Gedurende het project zijn bij De Zorggroep digicoaches gestart die de zorgprofessionals begeleiden bij het gebruik van de brillen. Er zijn vier digicoaches opgeleid waarvan er twee nauw betrokken zijn bij de bril. Bij zeven organisaties worden inmiddels digicoaches ingezet om medewerkers te begeleiden bij het toepassen van digitale technologie in hun werk.
Business case
Toch denkt Gerard dat de slimme brillen een blijvertje zijn. “Dit is een technologie waarvan het heel duidelijk is wat het oplevert: het scheelt zorgverleners heel veel reis- en parkeertijd.” Een duidelijke business case dus en dat is belangrijk bij De Zorggroep om van een pilot door te mogen ontwikkelen naar een ‘normale’ technologie.
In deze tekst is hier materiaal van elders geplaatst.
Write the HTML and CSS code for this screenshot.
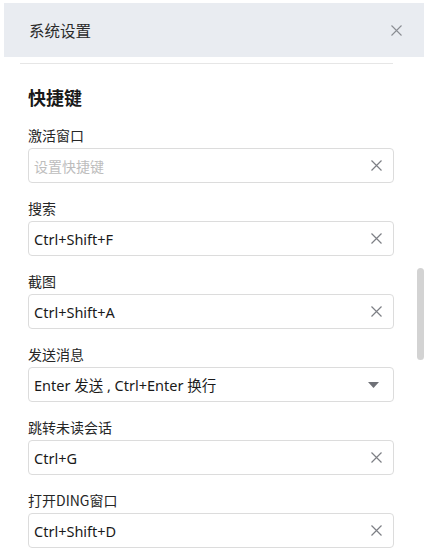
FILE: index.html
```html
<!DOCTYPE html>
<html lang="zh-CN">
<head>
<meta charset="utf-8">
<title>系统设置</title>
<link rel="stylesheet" href="styles.css">
</head>
<body>
<div class="panel">
  <div class="header">
    <span class="title">系统设置</span>
    <svg class="close" width="11" height="11" viewBox="0 0 11 11"><path d="M0.5 0.5L10.5 10.5M10.5 0.5L0.5 10.5" stroke="#8a8d93" stroke-width="1.1" fill="none"/></svg>
  </div>
  <div class="divider"></div>
  <div class="content">
    <h2 class="section">快捷键</h2>

    <div class="field">
      <div class="label">激活窗口</div>
      <div class="input"><span class="value placeholder">设置快捷键</span>
        <svg class="clear" width="11" height="11" viewBox="0 0 11 11"><path d="M0.5 0.5L10.5 10.5M10.5 0.5L0.5 10.5" stroke="#7d7f85" stroke-width="1.2" fill="none"/></svg></div>
    </div>

    <div class="field">
      <div class="label">搜索</div>
      <div class="input"><span class="value">Ctrl+Shift+F</span>
        <svg class="clear" width="11" height="11" viewBox="0 0 11 11"><path d="M0.5 0.5L10.5 10.5M10.5 0.5L0.5 10.5" stroke="#7d7f85" stroke-width="1.2" fill="none"/></svg></div>
    </div>

    <div class="field">
      <div class="label">截图</div>
      <div class="input"><span class="value">Ctrl+Shift+A</span>
        <svg class="clear" width="11" height="11" viewBox="0 0 11 11"><path d="M0.5 0.5L10.5 10.5M10.5 0.5L0.5 10.5" stroke="#7d7f85" stroke-width="1.2" fill="none"/></svg></div>
    </div>

    <div class="field">
      <div class="label">发送消息</div>
      <div class="input"><span class="value">Enter 发送 , Ctrl+Enter 换行</span>
        <svg class="caret" width="11" height="6" viewBox="0 0 11 6"><path d="M0 0H11L5.5 6Z" fill="#6f7177"/></svg></div>
    </div>

    <div class="field">
      <div class="label">跳转未读会话</div>
      <div class="input"><span class="value">Ctrl+G</span>
        <svg class="clear" width="11" height="11" viewBox="0 0 11 11"><path d="M0.5 0.5L10.5 10.5M10.5 0.5L0.5 10.5" stroke="#7d7f85" stroke-width="1.2" fill="none"/></svg></div>
    </div>

    <div class="field">
      <div class="label">打开DING窗口</div>
      <div class="input"><span class="value">Ctrl+Shift+D</span>
        <svg class="clear" width="11" height="11" viewBox="0 0 11 11"><path d="M0.5 0.5L10.5 10.5M10.5 0.5L0.5 10.5" stroke="#7d7f85" stroke-width="1.2" fill="none"/></svg></div>
    </div>
  </div>
  <div class="scroll-thumb"></div>
</div>
</body>
</html>
```
FILE: styles.css
```css
html, body {
  margin: 0;
  padding: 0;
  background: #ffffff;
  overflow: hidden;
  height: 548px;
}
body {
  font-family: "Noto Sans", "Noto Sans CJK SC", sans-serif;
  color: #222;
}
.panel {
  position: relative;
  margin: 3px 9px 0 4px;
  height: 545px;
  overflow: hidden;
}
.header {
  height: 54px;
  background: #e9ecf1;
  display: flex;
  align-items: center;
  justify-content: space-between;
  padding: 0 22px 0 25px;
}
.title {
  font-size: 15.5px;
  color: #2a2a2a;
  font-family: "Noto Sans CJK SC", sans-serif;
}
.close {
  display: block;
}
.divider {
  height: 1px;
  background: #e6e6e6;
  margin: 6px 31px 0 16px;
}
.content {
  padding: 0 30px 0 24px;
}
.section {
  margin: 21px 0 16px;
  font-size: 18px;
  line-height: 24px;
  font-weight: 700;
  color: #1a1a1a;
  font-family: "Noto Sans CJK SC", sans-serif;
}
.field {
  margin-bottom: 15px;
}
.label {
  font-size: 14px;
  line-height: 20px;
  margin-bottom: 3px;
  color: #262626;
  font-family: "Noto Sans CJK SC", sans-serif;
}
.input {
  height: 35px;
  box-sizing: border-box;
  border: 1px solid #dcdcdc;
  border-radius: 4px;
  display: flex;
  align-items: center;
  justify-content: space-between;
  padding: 0 11px 0 5px;
}
.value {
  font-size: 14.5px;
  color: #1a1a1a;
}
.placeholder {
  color: #bdbdbd;
  font-family: "Noto Sans CJK SC", sans-serif;
  font-size: 14px;
}
.clear, .caret {
  display: block;
}
.caret {
  margin-right: 3px;
}
.scroll-thumb {
  position: absolute;
  left: 413px;
  top: 265px;
  width: 7px;
  height: 92px;
  border-radius: 4px;
  background: #d3d3d3;
}
```
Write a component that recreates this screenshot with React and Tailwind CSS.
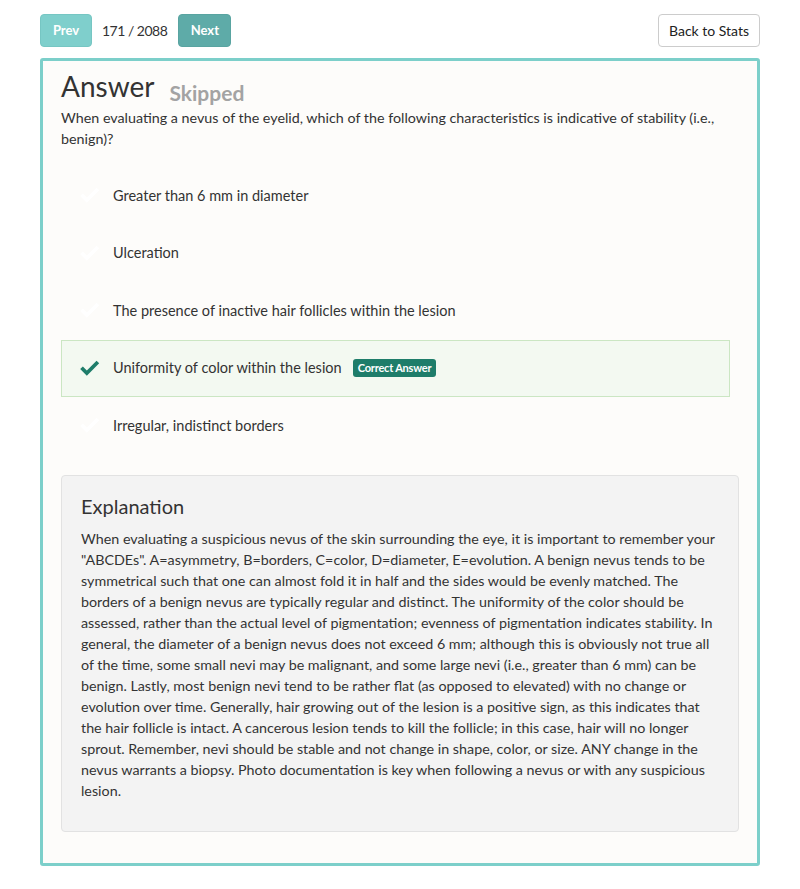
import React from "react";

const options = [
  "Greater than 6 mm in diameter",
  "Ulceration",
  "The presence of inactive hair follicles within the lesion",
  "Uniformity of color within the lesion",
  "Irregular, indistinct borders",
];

const explanation = [
  "When evaluating a suspicious nevus of the skin surrounding the eye, it is important to remember your",
  "\"ABCDEs\". A=asymmetry, B=borders, C=color, D=diameter, E=evolution. A benign nevus tends to be",
  "symmetrical such that one can almost fold it in half and the sides would be evenly matched. The",
  "borders of a benign nevus are typically regular and distinct. The uniformity of the color should be",
  "assessed, rather than the actual level of pigmentation; evenness of pigmentation indicates stability. In",
  "general, the diameter of a benign nevus does not exceed 6 mm; although this is obviously not true all",
  "of the time, some small nevi may be malignant, and some large nevi (i.e., greater than 6 mm) can be",
  "benign. Lastly, most benign nevi tend to be rather flat (as opposed to elevated) with no change or",
  "evolution over time. Generally, hair growing out of the lesion is a positive sign, as this indicates that",
  "the hair follicle is intact. A cancerous lesion tends to kill the follicle; in this case, hair will no longer",
  "sprout. Remember, nevi should be stable and not change in shape, color, or size. ANY change in the",
  "nevus warrants a biopsy. Photo documentation is key when following a nevus or with any suspicious",
  "lesion.",
];

function Check({ className }) {
  return (
    <svg viewBox="0 0 24 20" className={className} fill="currentColor">
      <path d="M2.2 10.6 L5 7.8 L9.2 12 L19.4 1.8 L22.2 4.6 L9.2 17.6 Z" />
    </svg>
  );
}

export default function App() {
  return (
    <div
      className="bg-white min-h-[889px] w-[800px] text-[#333]"
      style={{ fontFamily: "Lato, 'Open Sans', sans-serif" }}
    >
      <div className="px-10 pt-[14px]">
        <div className="flex items-center justify-between">
          <div className="flex items-center">
            <button className="h-[33px] w-[52px] rounded bg-[#7fcfcc] border border-[#76c6c3] text-white font-bold text-[13px]">
              Prev
            </button>
            <span className="ml-[10px] mr-[11px] text-[14px] tracking-[-0.5px]">171 / 2088</span>
            <button className="h-[33px] w-[53px] rounded bg-[#5eaba8] border border-[#59a4a1] text-white font-bold text-[13px]">
              Next
            </button>
          </div>
          <button className="h-[33px] w-[102px] rounded border border-[#cccccc] bg-white text-[14px] text-[#222]">
            Back to Stats
          </button>
        </div>

        <div className="mt-[11px] border-[3px] border-[#7ccfca] rounded-[3px] bg-[#fdfcfa] px-[18px] pt-[6px] pb-[31px]">
          <div className="flex items-end">
            <h1 className="text-[28px] leading-[38px] font-normal text-[#333]">Answer</h1>
            <span className="ml-[15px] mb-[-3px] text-[21px] font-bold text-[#a3a3a3] leading-[30px]">
              Skipped
            </span>
          </div>
          <p className="mt-[2px] text-[14.3px] leading-[21px] whitespace-nowrap">
            When evaluating a nevus of the eyelid, which of the following characteristics is indicative of stability (i.e.,
            <br />
            benign)?
          </p>

          <div className="mt-[18px] flex flex-col">
            {options.map((o, i) => {
              const correct = i === 3;
              return (
                <div
                  key={i}
                  className={
                    "flex items-center h-[57.5px] pl-[16px] w-[669px] " +
                    (correct
                      ? "bg-[#f3f9f1] border border-[#cbe6c3]"
                      : "border border-transparent")
                  }
                >
                  <Check
                    className={
                      "w-[23px] h-[19px] " +
                      (correct ? "text-[#1e7d6a]" : "text-[#ffffff]")
                    }
                  />
                  <span className="ml-[12px] text-[14.5px]">{o}</span>
                  {correct && (
                    <span className="ml-[11px] rounded-[3px] bg-[#1e7d6a] text-white text-[11px] font-bold px-[5px] py-[3px] leading-[12px] tracking-[-0.2px]">
                      Correct Answer
                    </span>
                  )}
                </div>
              );
            })}
          </div>

          <div className="mt-[20px] bg-[#f3f3f3] border border-[#e2e2e2] rounded-[4px] pl-[19px] pr-[10px] pt-[16px] pb-[30px]">
            <h2 className="text-[20px] leading-[28px] font-normal text-[#333]">Explanation</h2>
            <p className="mt-[8px] text-[14.3px] leading-[21px] whitespace-nowrap">
              {explanation.map((l, i) => (
                <span key={i} className="block">
                  {l}
                </span>
              ))}
            </p>
          </div>
        </div>
      </div>
    </div>
  );
}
Aan het eind van de pilot moet er, volgens de door Gerard zelf opgestelde ‘innovatieroute’, een implementatieplan liggen waarin staat wat er nodig is om de innovatie op grotere schaal in te voeren en wat dat oplevert.
Als het duidelijk is wat een technologie oplevert, bijvoorbeeld meer tijd voor de cliënt, zijn veel zorgverleners bereid ermee te werken. “Er zijn altijd mensen die een nieuwe technologie een beetje eng vinden: ze zijn bang om het kapot te maken of dat het hen niet zal lukken om ermee te werken. Maar als je technologie laagdrempelig maakt, goed begeleidt en laat zien wat het effect is, krijg je ook deze mensen in beweging. Begin klein en geef mensen ruimte om te experimenteren”, is Gerards laatste tip. “De ervaringen en verhalen die dan ontstaan helpen de technologie verder de organisatie in.”